### Your instructions
Check each line of the records below for the word "that" and copy those where it appears.

### Stored records
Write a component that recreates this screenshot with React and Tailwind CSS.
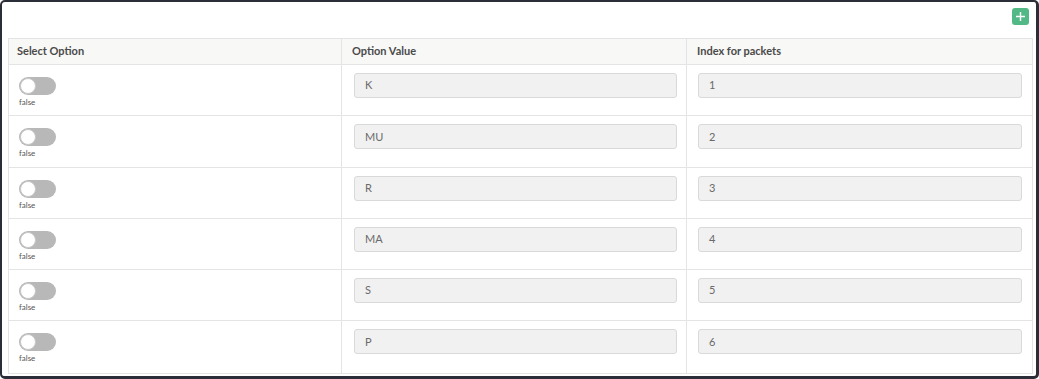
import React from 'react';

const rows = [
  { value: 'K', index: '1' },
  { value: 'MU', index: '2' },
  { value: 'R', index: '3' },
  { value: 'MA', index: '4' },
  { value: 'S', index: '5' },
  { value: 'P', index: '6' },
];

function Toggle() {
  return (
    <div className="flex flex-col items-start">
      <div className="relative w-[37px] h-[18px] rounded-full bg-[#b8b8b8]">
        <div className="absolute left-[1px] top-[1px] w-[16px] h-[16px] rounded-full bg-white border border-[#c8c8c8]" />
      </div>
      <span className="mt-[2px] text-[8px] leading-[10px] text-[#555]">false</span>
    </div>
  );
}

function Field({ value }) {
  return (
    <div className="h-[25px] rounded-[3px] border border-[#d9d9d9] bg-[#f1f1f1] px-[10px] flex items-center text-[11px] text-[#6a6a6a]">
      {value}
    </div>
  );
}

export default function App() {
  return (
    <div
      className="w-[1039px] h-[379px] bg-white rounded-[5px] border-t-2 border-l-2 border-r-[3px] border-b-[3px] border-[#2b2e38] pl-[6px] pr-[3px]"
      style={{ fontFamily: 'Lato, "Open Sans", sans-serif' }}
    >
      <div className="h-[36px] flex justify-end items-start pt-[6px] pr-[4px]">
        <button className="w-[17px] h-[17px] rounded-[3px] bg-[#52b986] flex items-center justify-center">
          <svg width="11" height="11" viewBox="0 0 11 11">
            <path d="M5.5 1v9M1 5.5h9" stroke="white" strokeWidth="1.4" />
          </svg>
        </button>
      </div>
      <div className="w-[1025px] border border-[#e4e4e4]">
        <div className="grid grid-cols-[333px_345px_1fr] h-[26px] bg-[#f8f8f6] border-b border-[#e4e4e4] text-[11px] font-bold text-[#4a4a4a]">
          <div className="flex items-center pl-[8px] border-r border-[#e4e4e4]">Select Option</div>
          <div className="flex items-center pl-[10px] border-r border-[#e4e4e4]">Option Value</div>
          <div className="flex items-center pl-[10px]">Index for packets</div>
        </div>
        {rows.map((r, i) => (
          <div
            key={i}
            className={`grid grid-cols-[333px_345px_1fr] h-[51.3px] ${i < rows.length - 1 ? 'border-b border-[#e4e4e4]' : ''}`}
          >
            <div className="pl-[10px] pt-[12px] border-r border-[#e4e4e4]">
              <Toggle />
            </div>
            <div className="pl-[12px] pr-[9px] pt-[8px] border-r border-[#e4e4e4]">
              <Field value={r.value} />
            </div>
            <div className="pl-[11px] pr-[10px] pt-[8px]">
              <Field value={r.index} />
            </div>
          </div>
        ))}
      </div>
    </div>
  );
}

---

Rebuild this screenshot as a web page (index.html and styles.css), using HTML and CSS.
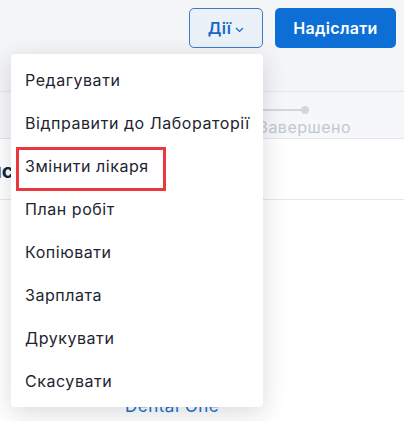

==

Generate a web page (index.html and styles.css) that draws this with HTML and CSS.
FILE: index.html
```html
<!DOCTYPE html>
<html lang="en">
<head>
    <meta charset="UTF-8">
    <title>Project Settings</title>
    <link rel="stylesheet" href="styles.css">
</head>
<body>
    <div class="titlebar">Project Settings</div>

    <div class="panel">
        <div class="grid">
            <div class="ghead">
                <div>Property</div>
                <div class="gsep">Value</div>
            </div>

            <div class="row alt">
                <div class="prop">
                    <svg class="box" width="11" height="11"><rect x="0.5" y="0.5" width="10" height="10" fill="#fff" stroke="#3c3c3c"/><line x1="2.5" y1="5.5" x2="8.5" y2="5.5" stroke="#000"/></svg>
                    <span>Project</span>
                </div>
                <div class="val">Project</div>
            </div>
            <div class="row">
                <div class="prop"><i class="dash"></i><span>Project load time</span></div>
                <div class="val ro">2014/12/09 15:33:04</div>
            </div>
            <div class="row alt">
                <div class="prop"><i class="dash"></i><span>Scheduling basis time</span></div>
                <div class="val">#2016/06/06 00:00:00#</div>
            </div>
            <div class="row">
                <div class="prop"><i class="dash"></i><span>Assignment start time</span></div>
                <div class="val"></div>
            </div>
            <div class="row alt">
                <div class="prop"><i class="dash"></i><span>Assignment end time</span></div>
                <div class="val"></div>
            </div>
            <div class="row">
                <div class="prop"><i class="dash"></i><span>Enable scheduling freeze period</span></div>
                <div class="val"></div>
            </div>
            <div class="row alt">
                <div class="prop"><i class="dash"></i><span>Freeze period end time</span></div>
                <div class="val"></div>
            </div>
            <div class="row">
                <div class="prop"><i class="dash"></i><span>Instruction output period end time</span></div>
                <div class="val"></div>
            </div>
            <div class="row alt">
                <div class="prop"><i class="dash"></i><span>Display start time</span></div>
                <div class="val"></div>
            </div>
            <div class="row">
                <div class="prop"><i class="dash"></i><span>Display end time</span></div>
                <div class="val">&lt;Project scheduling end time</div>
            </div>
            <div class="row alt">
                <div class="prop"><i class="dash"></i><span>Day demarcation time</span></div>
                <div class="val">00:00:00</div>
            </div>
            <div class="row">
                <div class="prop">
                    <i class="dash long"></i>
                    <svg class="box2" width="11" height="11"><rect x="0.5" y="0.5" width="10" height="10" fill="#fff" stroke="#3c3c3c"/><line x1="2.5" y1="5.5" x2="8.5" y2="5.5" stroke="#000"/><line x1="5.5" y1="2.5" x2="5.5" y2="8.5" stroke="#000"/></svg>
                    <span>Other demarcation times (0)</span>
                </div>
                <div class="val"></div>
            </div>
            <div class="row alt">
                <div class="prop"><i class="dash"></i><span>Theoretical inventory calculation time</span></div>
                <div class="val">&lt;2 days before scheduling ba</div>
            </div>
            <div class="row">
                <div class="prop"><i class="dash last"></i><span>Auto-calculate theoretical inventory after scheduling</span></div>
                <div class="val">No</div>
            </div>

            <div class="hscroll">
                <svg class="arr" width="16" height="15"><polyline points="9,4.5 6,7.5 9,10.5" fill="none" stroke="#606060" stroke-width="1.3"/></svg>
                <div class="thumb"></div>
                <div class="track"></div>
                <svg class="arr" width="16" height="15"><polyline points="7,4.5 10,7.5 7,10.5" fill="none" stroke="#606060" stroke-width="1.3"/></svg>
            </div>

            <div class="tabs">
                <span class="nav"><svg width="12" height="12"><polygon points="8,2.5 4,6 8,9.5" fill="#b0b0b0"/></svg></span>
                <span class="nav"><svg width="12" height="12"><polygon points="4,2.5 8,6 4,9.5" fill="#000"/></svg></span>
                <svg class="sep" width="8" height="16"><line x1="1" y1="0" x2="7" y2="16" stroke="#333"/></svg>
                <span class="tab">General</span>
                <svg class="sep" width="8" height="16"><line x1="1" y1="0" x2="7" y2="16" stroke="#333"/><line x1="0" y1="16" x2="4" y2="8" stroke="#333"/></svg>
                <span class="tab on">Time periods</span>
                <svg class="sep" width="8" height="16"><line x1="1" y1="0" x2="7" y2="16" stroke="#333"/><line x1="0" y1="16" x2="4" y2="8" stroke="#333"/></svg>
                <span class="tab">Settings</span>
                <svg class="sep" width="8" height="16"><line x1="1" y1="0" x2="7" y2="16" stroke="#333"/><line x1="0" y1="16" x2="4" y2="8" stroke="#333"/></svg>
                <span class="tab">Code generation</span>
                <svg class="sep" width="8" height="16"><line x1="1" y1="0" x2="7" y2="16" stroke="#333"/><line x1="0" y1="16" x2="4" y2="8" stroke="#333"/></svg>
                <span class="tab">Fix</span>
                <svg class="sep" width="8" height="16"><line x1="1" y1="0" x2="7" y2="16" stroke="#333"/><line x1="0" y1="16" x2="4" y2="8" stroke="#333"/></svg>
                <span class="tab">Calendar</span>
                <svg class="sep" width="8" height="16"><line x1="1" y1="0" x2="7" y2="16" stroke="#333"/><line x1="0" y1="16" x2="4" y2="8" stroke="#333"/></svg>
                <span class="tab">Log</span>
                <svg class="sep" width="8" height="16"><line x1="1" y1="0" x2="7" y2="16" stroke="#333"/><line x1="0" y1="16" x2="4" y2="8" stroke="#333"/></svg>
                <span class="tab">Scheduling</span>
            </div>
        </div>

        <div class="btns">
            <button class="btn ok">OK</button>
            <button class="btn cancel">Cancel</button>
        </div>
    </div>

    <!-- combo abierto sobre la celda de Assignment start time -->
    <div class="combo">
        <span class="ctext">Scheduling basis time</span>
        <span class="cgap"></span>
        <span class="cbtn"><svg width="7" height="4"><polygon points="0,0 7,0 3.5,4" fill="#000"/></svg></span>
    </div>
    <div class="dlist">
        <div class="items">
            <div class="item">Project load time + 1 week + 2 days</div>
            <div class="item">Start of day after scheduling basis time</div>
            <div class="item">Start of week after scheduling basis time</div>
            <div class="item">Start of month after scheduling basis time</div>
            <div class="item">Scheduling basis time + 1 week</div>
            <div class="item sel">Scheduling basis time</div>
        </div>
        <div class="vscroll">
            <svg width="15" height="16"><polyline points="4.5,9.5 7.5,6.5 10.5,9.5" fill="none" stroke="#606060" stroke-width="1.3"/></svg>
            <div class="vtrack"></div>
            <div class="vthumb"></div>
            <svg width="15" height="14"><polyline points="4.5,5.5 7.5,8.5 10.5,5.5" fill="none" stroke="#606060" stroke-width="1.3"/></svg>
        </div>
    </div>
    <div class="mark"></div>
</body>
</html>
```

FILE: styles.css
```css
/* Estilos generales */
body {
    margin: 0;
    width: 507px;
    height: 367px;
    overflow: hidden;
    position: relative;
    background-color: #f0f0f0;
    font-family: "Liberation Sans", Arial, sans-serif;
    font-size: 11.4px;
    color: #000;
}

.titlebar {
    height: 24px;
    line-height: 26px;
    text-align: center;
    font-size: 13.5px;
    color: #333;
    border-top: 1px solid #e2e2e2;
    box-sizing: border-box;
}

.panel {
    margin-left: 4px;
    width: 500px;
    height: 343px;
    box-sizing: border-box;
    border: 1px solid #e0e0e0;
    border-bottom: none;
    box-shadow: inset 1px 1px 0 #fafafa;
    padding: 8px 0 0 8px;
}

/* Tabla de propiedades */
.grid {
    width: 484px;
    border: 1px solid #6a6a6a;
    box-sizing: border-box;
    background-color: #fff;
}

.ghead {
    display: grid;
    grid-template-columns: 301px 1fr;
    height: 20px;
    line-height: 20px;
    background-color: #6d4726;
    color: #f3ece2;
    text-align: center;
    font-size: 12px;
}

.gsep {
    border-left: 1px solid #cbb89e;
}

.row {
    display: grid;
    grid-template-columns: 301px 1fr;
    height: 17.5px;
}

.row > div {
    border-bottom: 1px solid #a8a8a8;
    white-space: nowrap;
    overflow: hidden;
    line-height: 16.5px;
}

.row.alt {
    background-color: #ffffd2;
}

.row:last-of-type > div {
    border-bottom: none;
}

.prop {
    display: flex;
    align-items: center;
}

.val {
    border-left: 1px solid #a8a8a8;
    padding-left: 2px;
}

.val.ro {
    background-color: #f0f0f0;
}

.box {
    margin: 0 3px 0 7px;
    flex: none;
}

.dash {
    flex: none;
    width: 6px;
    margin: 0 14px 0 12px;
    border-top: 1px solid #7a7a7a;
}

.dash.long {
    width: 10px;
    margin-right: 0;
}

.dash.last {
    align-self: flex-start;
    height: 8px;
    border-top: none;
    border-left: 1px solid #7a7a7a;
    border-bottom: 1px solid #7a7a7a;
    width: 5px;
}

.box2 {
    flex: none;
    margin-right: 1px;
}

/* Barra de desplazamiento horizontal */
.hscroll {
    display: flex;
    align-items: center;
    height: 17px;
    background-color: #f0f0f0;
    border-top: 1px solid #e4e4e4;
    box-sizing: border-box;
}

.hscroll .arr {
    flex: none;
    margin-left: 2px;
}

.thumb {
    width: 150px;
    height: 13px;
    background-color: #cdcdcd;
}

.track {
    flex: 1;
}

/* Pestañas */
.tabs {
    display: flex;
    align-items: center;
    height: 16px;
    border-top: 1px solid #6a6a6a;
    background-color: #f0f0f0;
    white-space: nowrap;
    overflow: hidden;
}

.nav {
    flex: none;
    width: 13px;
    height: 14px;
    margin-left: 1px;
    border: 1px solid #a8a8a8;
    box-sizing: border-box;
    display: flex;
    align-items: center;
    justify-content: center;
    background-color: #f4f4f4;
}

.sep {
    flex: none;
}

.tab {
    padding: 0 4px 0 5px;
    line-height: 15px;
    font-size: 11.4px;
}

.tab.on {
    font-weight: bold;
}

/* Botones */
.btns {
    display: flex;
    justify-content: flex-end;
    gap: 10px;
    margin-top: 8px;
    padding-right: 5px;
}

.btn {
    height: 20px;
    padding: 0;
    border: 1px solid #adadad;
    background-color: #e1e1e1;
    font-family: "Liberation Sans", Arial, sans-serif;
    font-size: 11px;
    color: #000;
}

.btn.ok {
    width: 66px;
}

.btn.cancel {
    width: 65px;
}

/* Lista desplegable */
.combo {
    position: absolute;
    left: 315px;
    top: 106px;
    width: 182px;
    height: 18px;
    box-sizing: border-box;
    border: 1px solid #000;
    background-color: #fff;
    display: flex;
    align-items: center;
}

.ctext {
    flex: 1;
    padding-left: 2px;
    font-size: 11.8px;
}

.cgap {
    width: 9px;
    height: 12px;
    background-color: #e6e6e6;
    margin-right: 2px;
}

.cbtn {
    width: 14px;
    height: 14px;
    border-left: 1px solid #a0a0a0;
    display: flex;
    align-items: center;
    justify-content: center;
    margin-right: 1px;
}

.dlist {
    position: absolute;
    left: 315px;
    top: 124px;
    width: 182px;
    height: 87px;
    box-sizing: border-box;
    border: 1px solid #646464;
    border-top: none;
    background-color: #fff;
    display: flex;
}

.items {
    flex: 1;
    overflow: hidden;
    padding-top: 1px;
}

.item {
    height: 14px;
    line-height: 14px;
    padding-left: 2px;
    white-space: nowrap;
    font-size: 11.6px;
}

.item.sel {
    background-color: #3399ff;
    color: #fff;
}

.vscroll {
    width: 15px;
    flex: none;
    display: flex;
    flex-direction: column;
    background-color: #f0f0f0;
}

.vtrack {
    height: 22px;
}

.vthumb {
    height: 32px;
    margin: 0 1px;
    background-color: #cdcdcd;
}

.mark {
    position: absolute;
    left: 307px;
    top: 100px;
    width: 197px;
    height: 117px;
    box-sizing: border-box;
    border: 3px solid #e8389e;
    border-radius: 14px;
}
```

### Answer to the problem
Write a component that recreates this screenshot with React and Tailwind CSS.
Generate a web page (index.html and styles.css) that draws this with HTML and CSS.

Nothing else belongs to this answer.